Antes, cuando llegaba diciembre, matábamos el cerdo. Ahora, más vale que no, porque el cerdo somos nosotros. Y la película debe continuar –ya que diciembre es cuando se acaba la película, o, mejor, el episodio de la serie–, aunque sea sin guión, sobre la marcha, a lo nouvelle vague, o mejor dicho, de nouvelle vague en nouvelle vague, y surfeándolas –como una olaa, tarí, rarí, que cantaba la Jurado–, sin más tabla de salvación que las promesas de los que pueden prometer (¡y vaya si lo hacen!) volver a ese pasado visto como el mejor futuro, cuando diciembre no es ya sino el último mes del primer año del futuro convertido en el peor pasado, que muchos no pueden reconocer como tal, por edad o por ese velo confundidor que es la tecnología.
Un pasado que solo tendrá pinta de futuro por haber sido facilitado por esos inventos de última generación (ya pasada) que son las máquinas para la solipsis, que es la gran ideología general que se extiende cual lava precursora de lo inerte: así la termomix, el móvil, la tele, la rumba, la bici estática, el satisfyer, el ordenata, las apps, el spinning, la lejía, los mensajeros, los riders, los pijamas como prenda básica, todo aquello que ayuda a trasmutarnos en burbujas dentro del mundo, a cohabitar consigo mismos y a ser devotos de Onán, del teletrabajo, la telerrevolución, el aislamiento, el crowdfunding de la ruina, la videollamada, el sexting, la incomunicación, la mascarilla, la distancia, la nada.
Y esa es la buena nueva de diciembre. La mala es que seguiremos fiándolo todo a la esperanza. No hay peor seña de identidad de lo que tenemos encima.

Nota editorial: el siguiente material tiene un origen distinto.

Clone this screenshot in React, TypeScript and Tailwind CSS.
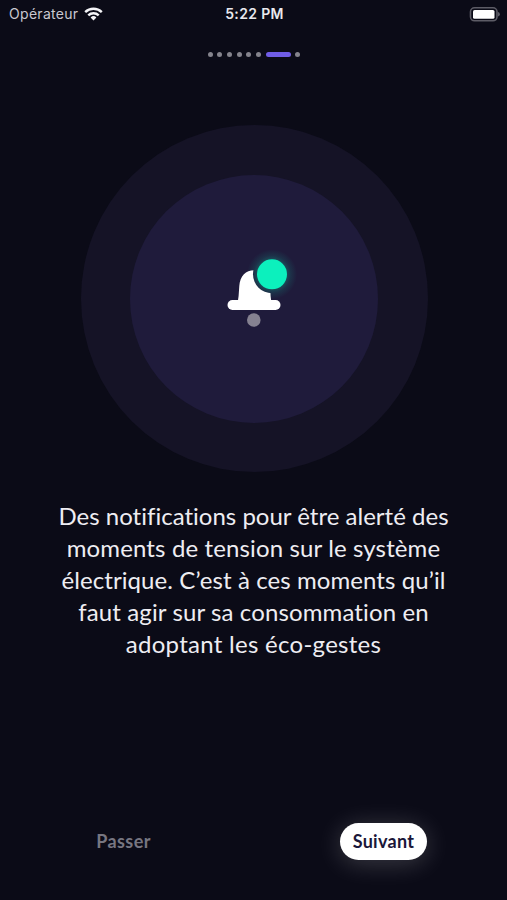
const TOTAL_STEPS = 8;
const CURRENT_STEP = 6;

const MESSAGE_LINES = [
  { text: "Des notifications pour être alerté des", tracking: "tracking-[0.01px]" },
  { text: "moments de tension sur le système", tracking: "tracking-[0.13px]" },
  { text: "électrique. C’est à ces moments qu’il", tracking: "tracking-[0.08px]" },
  { text: "faut agir sur sa consommation en", tracking: "tracking-[0.12px]" },
  { text: "adoptant les éco-gestes", tracking: "tracking-[0.28px]" },
];

function StatusBar() {
  return (
    <header className="grid h-7 grid-cols-3 items-center pl-[9px] pr-[7px] font-['Inter',sans-serif] text-[#e9e9ee]">
      <div className="flex items-center gap-1.5">
        <span className="text-[14px] leading-5 tracking-[0.3px] text-[#c9c8d0]">Opérateur</span>
        <svg width="19" height="14" viewBox="0 0 19 14" fill="none" stroke="#f4f4f7" strokeWidth="2.4">
          <path d="M1.2 5.2a11.8 11.8 0 0 1 16.6 0" />
          <path d="M4.3 8.4a7.4 7.4 0 0 1 10.4 0" />
          <path d="M9.5 13.4 6.6 10.5a4.1 4.1 0 0 1 5.8 0Z" fill="#f4f4f7" stroke="none" />
        </svg>
      </div>
      <span className="text-center text-[14px] font-semibold leading-5 tracking-[0.35px]">5:22 PM</span>
      <svg className="justify-self-end" width="31" height="15" viewBox="0 0 31 15">
        <rect x="1.5" y="0.8" width="26.5" height="13" rx="4" fill="none" stroke="#5d5c66" strokeWidth="1.6" />
        <rect x="4" y="3" width="21.5" height="8.8" rx="1.6" fill="#fff" />
        <path d="M29 5v4.6q1.9-.6 1.9-2.3T29 5Z" fill="#5d5c66" />
      </svg>
    </header>
  );
}

function StepIndicator() {
  return (
    <div className="mt-6 flex h-[5px] items-center justify-center gap-[4.7px] pl-px">
      {Array.from({ length: TOTAL_STEPS }, (_, i) => (
        <span
          key={i}
          className={
            i === CURRENT_STEP
              ? "h-[5px] w-[25px] rounded-full bg-[#705de6]"
              : "size-[5px] rounded-full bg-[#85848d]"
          }
        />
      ))}
    </div>
  );
}

function BellIllustration() {
  return (
    <div className="mt-[68px] flex justify-center pl-px">
      <div className="flex size-[347px] items-center justify-center rounded-full bg-[#151326]">
        <div className="flex size-[248px] items-center justify-center rounded-full bg-[#1f1b3b]">
          <svg width="90" height="90" viewBox="-1 9 90 90" overflow="visible">
            <defs>
              <radialGradient id="glow">
                <stop offset="0.5" stopColor="#0cf0bd" stopOpacity="0.3" />
                <stop offset="0.75" stopColor="#0cf0bd" stopOpacity="0.1" />
                <stop offset="1" stopColor="#0cf0bd" stopOpacity="0" />
              </radialGradient>
              <mask id="badge-cut">
                <rect width="90" height="90" fill="#fff" />
                <circle cx="62" cy="29.3" r="19" fill="#000" />
              </mask>
            </defs>
            <circle cx="62" cy="29.3" r="25" fill="url(#glow)" />
            <path
              d="M27 57Q28.4 55 28.6 51L29.3 41C30 31 36 25.3 44 25.3 53 25.3 59.6 31 60.2 41L60.6 51Q60.8 55 62 57Z"
              fill="#fff"
              mask="url(#badge-cut)"
            />
            <rect x="17.5" y="55" width="53" height="10" rx="5" fill="#fff" />
            <circle cx="43.8" cy="75" r="6.8" fill="#858291" />
            <circle cx="62" cy="29.3" r="15" fill="#0cf0bd" />
          </svg>
        </div>
      </div>
    </div>
  );
}

export default function App() {
  return (
    <main className="flex h-[900px] w-[507px] flex-col overflow-hidden bg-[#0b0b17] font-['Lato',sans-serif]">
      <StatusBar />
      <StepIndicator />
      <BellIllustration />

      <p className="mt-7 text-center text-[24px] leading-[32.1px] text-[#eeedf2]">
        {MESSAGE_LINES.map((line) => (
          <span key={line.text} className={`block whitespace-nowrap ${line.tracking}`}>
            {line.text}
          </span>
        ))}
      </p>

      {/* Actions */}
      <div className="mb-10 mt-auto flex items-center justify-between px-20">
        <button type="button" className="h-[37px] w-[87px] text-[18px] font-bold tracking-[0.4px] text-[#777681]">
          Passer
        </button>
        <button
          type="button"
          className="h-[37px] w-[87px] rounded-full bg-white text-[18px] font-bold tracking-[0.3px] text-[#1b1739] shadow-[0_3px_26px_rgba(255,255,255,0.2)]"
        >
          Suivant
        </button>
      </div>
    </main>
  );
}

Mientras tanto, confinamiento ha sido nombrada palabra del año. Por odiosa. Aunque, de tanto practicarla la vamos hasta queriendo, no en vano el roce hace el cariño. Tanto como la distancia el olvido, que es lo que ya hemos empezado a ser para los demás, apenas un emoticono o una foto de estado en el móvil, y luego a luego para sí mismos, y RIP. Feliz año.